The documentary features  stories told by local professionals, including Alison Bologna, WJAR-NBC10 reporter and mindfulness yoga trainer; Fleet Maull, founder and director of Prison Mindfulness Institute in Providence; Jim Gillen and Anchor Recovery's DryDOC program; and local businesses and organizations offering vocational training to juvenile inmates.

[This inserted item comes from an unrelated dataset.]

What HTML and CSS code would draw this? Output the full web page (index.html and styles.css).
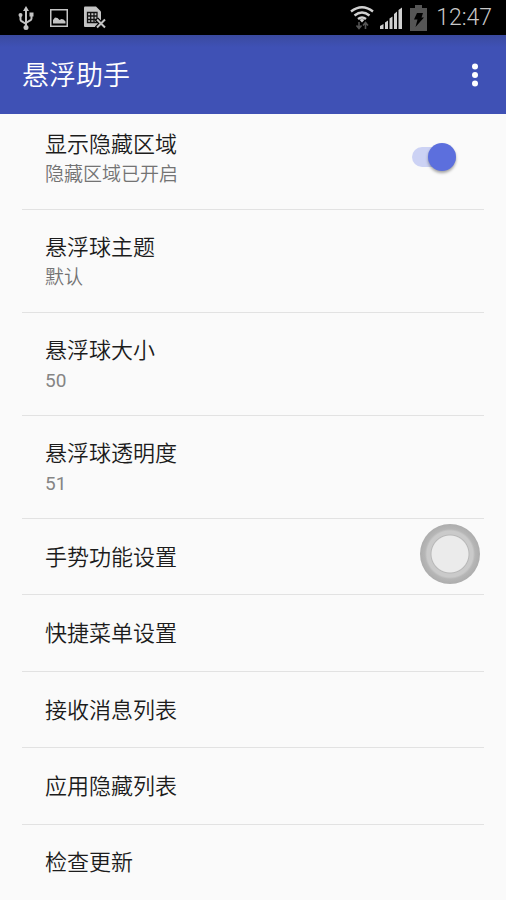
FILE: index.html
```
<!DOCTYPE html>
<html lang="zh-CN">
<head>
<meta charset="utf-8">
<meta name="viewport" content="width=device-width, initial-scale=1">
<title>悬浮助手</title>
<link rel="stylesheet" href="styles.css">
</head>
<body>
<div class="screen">
  <div class="status">
    <div class="status-left">
      <svg width="16" height="24" viewBox="0 0 16 24" fill="none" stroke="#c4c4c4" stroke-width="2">
        <path d="M8 3v17M2.500 10v3.500q0 1.500 1.500 2l4 2.500M13.500 9v3.500q0 1.500-1.500 2L8 17"/>
        <path d="M8 0l3 5H5z" fill="#c4c4c4" stroke="none"/>
        <circle cx="8" cy="21.500" r="2.500" fill="#c4c4c4" stroke="none"/>
        <circle cx="2.500" cy="9" r="2" fill="#c4c4c4" stroke="none"/>
        <path d="M11.500 6.500h4v4h-4z" fill="#c4c4c4" stroke="none"/>
      </svg>
      <svg width="18" height="18" viewBox="0 0 18 18">
        <path d="M.75.75h16.500v16.500H.75z" fill="none" stroke="#c4c4c4" stroke-width="1.500"/>
        <path d="M3 14.500v-3.500l2-2.500 2.500.5L9.500 11l2-1 2 .5 2 2v2z" fill="#c4c4c4"/>
      </svg>
      <svg width="22" height="23" viewBox="0 0 22 23">
        <path d="M1 .5h11l5 5V21H1q-1 0-1-1V1.500q0-1 1-1z" fill="#c4c4c4"/>
        <path d="M3.500 6.500H13v10H3.500zM3.500 10H13M3.500 13.500H13M6.700 6.500v10M10 6.500v10" fill="none" stroke="#111" stroke-width="1.300"/>
        <path d="M12.500 13l9 9M21.500 13l-9 9" stroke="#000" stroke-width="4.500"/>
        <path d="M13 13.500l8 8M21 13.500l-8 8" stroke="#c4c4c4" stroke-width="2"/>
      </svg>
    </div>
    <div class="status-right">
      <svg width="24" height="26" viewBox="0 0 24 26" fill="none" stroke="#d0d0d0" stroke-width="2.400">
        <path d="M1 6.500q11-8.500 22 0M4.500 10.500q7.500-6 15 0M8 14q4-3.200 8 0"/>
        <path d="M9.500 14.800q2.500-1.600 5 0L12 17.500z" fill="#d0d0d0" stroke="none"/>
        <path d="M9 17v6M6.500 20.500L9 23.500l2.500-3M15.500 24v-6M13 20.500l2.500-3 2.500 3" stroke="#555" stroke-width="1.600"/>
      </svg>
      <svg class="signal" width="22" height="22" viewBox="0 0 22 22" fill="#d0d0d0">
        <path d="M0 22v-3l3.500-2v5zM5 22v-6.500l3-2V22zM9.500 22V11.500l3-2V22zM14 22V7l3-2.500V22zM18.500 22V3L22 .5V22z"/>
      </svg>
      <svg class="battery" width="17" height="26" viewBox="0 0 17 26">
        <path d="M5 0h7v3h5v23H0V3h5z" fill="#555"/>
        <path d="M7 8h6l-1.500 4.500H14L5.500 22l2-7.500H4z" fill="#000"/>
      </svg>
      <time class="clock">12:47</time>
    </div>
  </div>
  <header class="bar">
    <h1>悬浮助手</h1>
    <button class="more" aria-label="更多选项">
      <svg width="8" height="24" viewBox="0 0 8 24" fill="#fff"><circle cx="4" cy="3.500" r="3"/><circle cx="4" cy="12" r="3"/><circle cx="4" cy="20.500" r="3"/></svg>
    </button>
  </header>
  <main class="list">
    <div class="row row-switch">
      <label class="texts" for="zone"><span class="title">显示隐藏区域</span><span class="sub">隐藏区域已开启</span></label>
      <input class="switch" id="zone" type="checkbox" role="switch" checked>
    </div>
    <button class="row"><span class="title">悬浮球主题</span><span class="sub">默认</span></button>
    <button class="row"><span class="title">悬浮球大小</span><span class="sub number">50</span></button>
    <button class="row"><span class="title">悬浮球透明度</span><span class="sub number">51</span></button>
    <button class="row single"><span class="title">手势功能设置</span></button>
    <button class="row single"><span class="title">快捷菜单设置</span></button>
    <button class="row single"><span class="title">接收消息列表</span></button>
    <button class="row single"><span class="title">应用隐藏列表</span></button>
    <button class="row single"><span class="title">检查更新</span></button>
  </main>
</div>
<button class="ball" aria-label="悬浮球"></button>
</body>
</html>
```
FILE: styles.css
```
* {
  box-sizing: border-box;
}

body {
  margin: 0;
  background: #fafafa;
  color: #1c1c1c;
  font-family: Roboto, "Noto Sans CJK SC", sans-serif;
  font-weight: 350;
}

button {
  border: 0;
  background: none;
  font: inherit;
  color: inherit;
  text-align: left;
}

svg {
  display: block;
}

.screen {
  display: flex;
  flex-direction: column;
  min-height: 100vh;
}

.status {
  display: flex;
  justify-content: space-between;
  align-items: center;
  height: 35px;
  padding: 0 14px 0 18px;
  background: #000;
}

.status-left,
.status-right {
  display: flex;
  align-items: center;
}

.status-left {
  gap: 16px;
}

.status-right {
  gap: 6px;
}

.battery {
  margin-left: 2px;
}

.clock {
  margin-left: 3px;
  color: #c8c8c8;
  font-size: 23px;
  line-height: 35px;
}

.bar {
  display: flex;
  justify-content: space-between;
  align-items: center;
  height: 79px;
  padding: 0 19px 0 22px;
  background: linear-gradient(#3a4a9f, #3f51b5 12px);
  color: #fff;
}

.bar h1 {
  margin: 0;
  padding-top: 2px;
  font-size: 27px;
  font-weight: 350;
  line-height: 40px;
}

.more {
  padding: 8px;
}

.list {
  display: flex;
  flex: 1;
  flex-direction: column;
  padding: 0 22px;
}

.row {
  display: flex;
  flex-direction: column;
  padding: 23px 23px 19px;
  border-top: 1px solid #e2e2e2;
}

.row-switch {
  flex-direction: row;
  align-items: flex-start;
  justify-content: space-between;
  padding-top: 16px;
  padding-right: 28px;
  border-top: 0;
}

.single {
  flex: 1;
  justify-content: center;
  padding-top: 2px;
  padding-bottom: 0;
}

.title,
.sub {
  display: block;
  line-height: 30px;
}

.title {
  font-size: 22px;
}

.sub {
  color: #737373;
  font-size: 19px;
}

.number {
  color: #858585;
  font-weight: 400;
}

.switch {
  appearance: none;
  display: flex;
  align-items: center;
  justify-content: flex-end;
  width: 44px;
  height: 20px;
  margin: 17px 0 0;
  border-radius: 10px;
  background: #ccd2f4;
}

.switch::before {
  content: "";
  width: 28px;
  height: 28px;
  border-radius: 50%;
  background: #5c6fdd;
  box-shadow: 0 2px 3px rgba(0, 0, 0, 0.35);
}

.switch:not(:checked) {
  justify-content: flex-start;
}

.ball {
  position: fixed;
  top: 524px;
  right: 26px;
  width: 60px;
  height: 60px;
  padding: 0;
  border-radius: 50%;
  background: radial-gradient(circle, #ebebeb 0 18px, #b8b8b8 19px, #cacaca 20px 23px, #b6b6b6 25px, #adadad 30px);
}
```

Rhode Island Department of Corrections Director A.T.Wall says results are measurable.
“...We track certain behaviors that take place behind the walls, conformity with the rules or non-compliance with the regulations and we see that the people who are engaged in a serious way in mindfulness seem to have found a sense of purpose and groundedness. They’re not acting out. They’re not challenging authority. They seem to have achieved a certain peace.”
In the Rhode Island Training School, the facility that houses younger offenders, prison mindfulness training not only build self awareness, but also attempts to provide the inmates with a greater sense of self worth. The film includes a segment on vocational training; culinary training and hair styling instruction is offered to inmates who are interested in those fields. The training opens an avenue to gainful employment once the juveniles are released, and helps build self-esteem and provides positive affirmation of one's abilities.

“In my capacity, I had to be open-minded," said Joseph Cardin, superintendent of the Rhode Island Training School. "I don’t really judge what can help...Yoga 20 years ago? I think I’d be scratching my head on that one. But today I see the value of programs like yoga, and embrace them and support them when I can.”

HEALING VIOLENCE travels from the streets of Providence to the cell blocks at the Adult Correctional Institutions, to the local yoga studios where the practices of deep breathing and meditation are transforming lives.

“If you think about what are some of the most important skill sets to have as human beings," said Fleet Maull."To be able to self-regulate, to manage our own emotional life and our minds... instead of being in that reactive place, and to be skillful in communicating with others. What's more important in life?”